Distribution of the published literature traditionally takes place on the level of individual articles, journals or publishers but open licenses allow it to be aggregated at a cross-publisher level. For instance, the Open Access Subset at PubMed Central is now being automatically spidered for articles that (1) are licensed compatibly with reuse on Wikimedia platforms and (2) contain audio or video files. If such files have been detected, they will be downloaded from PubMed Central, converted to the open format OGG and uploaded to Wikimedia Commons, along with the accompanying metadata and suggested categories based on the article's XML and the corresponding MeSH terms. Of course, the naming of these article-derived categories does not map one to one to categories used at Wikimedia Commons, but for known correspondences, there is another bot to fix that in a way that makes it easy for writers of Wikipedia articles to find relevant materials for illustration. This way, supplementary files — that otherwise are often neglected and rarely accessed — can live a second life in a new context. One of them, for instance, is featured on the Main Page of Wikimedia Commons today. The most recently uploaded media files from Open Access supplements can be viewed in a dedicated gallery.

In the process of setting up the bot, it became very clear that the XML supplied to PubMed Central varies widely in terms of compliance with PubMed Central guidelines and general machine readability. For instance, the XML indicates the MIME type of the supplementary files, but for about ten percent of the files, this type is indicated wrongly (e.g. for all videos in this paper), and even the licensing and copyright statements of the articles themselves are sometimes contradictory in themselves, so work remains to be done to address these issues and to further standardize the exchange of metadata.

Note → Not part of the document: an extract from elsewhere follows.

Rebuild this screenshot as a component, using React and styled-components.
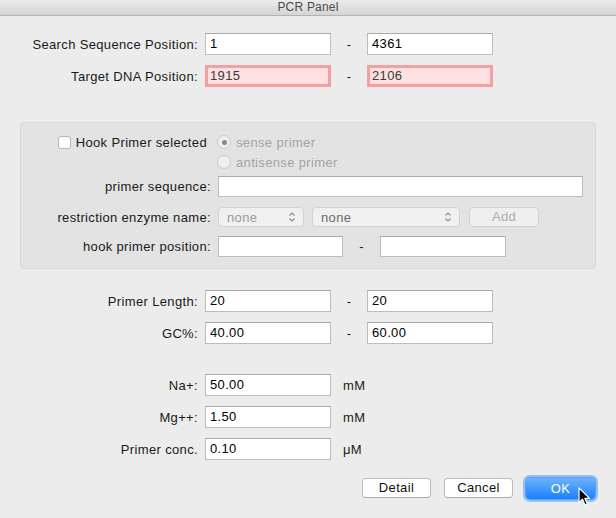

It is interesting to note that the only permission that had to be sought in order to run the import from PubMed Central into Wikimedia Commons was actually on the Commons end, since running a bot there requires approval, which is normally granted after the bot has demonstrated compliance with relevant policies and standards. There is a caveat to such large-scale import, however: it relies on proper assertion of copyright and correct indication of licensing back at the journals and, ultimately, by the authors of the corresponding articles. This is not a given, since many scholarly authors are still far from being familiar with these legal aspects of publishing. Raising awareness of such issues amongst the scholarly, librarian and publishing communities is one of the purposes of Open Access Week, and trying to get Open Access materials used on Wikipedia (or simply checking the provenance of an image or media file used there) is a good start to familiarize oneself with the subject.

Wikifying publications

Reusing, revising, remixing and redistributing openly licensed content is easier if the materials are created in an editable fashion right from the start. The journal RNA Biology has for several years required that authors of manuscripts describing new families of RNA submit a draft for a Wikipedia entry along with their manuscript, which will go through the same peer-review process. Earlier this year, PLOS Computational Biology has taken this approach a step further by introducing Topic Pages — review articles drafted according to the guidelines of the journal and of the English Wikipedia — that are published as traditional non-editable documents in the journal and additionally also posted to the English Wikipedia, where they can be expanded and updated as the need arises. It would be nice to see further experimentation in this area, so as to increasingly integrate scholarly workflows with the Web, for which Open Access provides the first step.